Agricultural work constitutes one of the three most hazardous occupations along with the extractive industry and construction worldwide [International Labour Organisation, 1999]. This is the case even in the developed countries where the preventive infrastructure is much more developed. For example in the US the fatality rate for farmworkers is 5 times that of all other sectors. The main problems are occupational injuries (including fatalities) arising from machinery and transport equipment, and poisoning from agrichemicals. All the other generic occupational risks abound whether physical, biological, ergonomic or social-organisational. The WHO has estimated that between 3 and 4 million pesticide poisonings occur each year with tens of thousands of fatalities (Myers, 2003).

Other hazards experienced by the developing countries with increasing globalisation has been the transportation of hazardous material from countries of origin - usually the developed countries, to developing countries. This has been made easier by the opening of markets, ease of transportation across seaways, and the need of foreign capital by developing countries. In many instances, this has not just been the exportation of hazardous materials, but the exportation of hazardous plants themselves - the examples of Union Carbide (US) in Bhopal, India and much closer home, Thor Chemicals (UK) in Cato-Ridge, semi-rural Kwazulu-Natal.
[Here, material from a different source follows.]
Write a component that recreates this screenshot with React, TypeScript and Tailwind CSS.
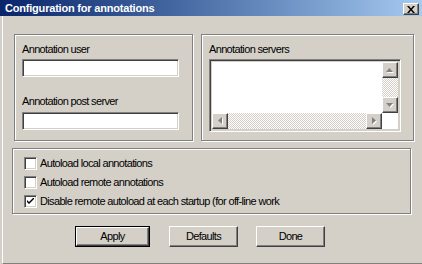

It has been argued that many of these multinational corporations (MNC's) have well established standards of health and safety in their base countries, generally after decades of investigating these hazards, and continually devoting human and financial resources to ensuring maintenance to both internal and developed country legislative standards. However, when replicating the same process in the developing countries, similar standards are generally ignored. In investigating the disaster, in 1984, comparisons between the Bhopal plant and a similar US plant operated by Union Carbide showed lower standards in plant design and operation, safety auditing, worker training, staffing of hazardous jobs, plant maintenance and management accountability (Castleman, 1985). Many other MNC's conducted similar "double standards", as concluded in the research reports of several international agency investigations (ILO, 1984 and UN Centre on Transnational Corporations, 1985).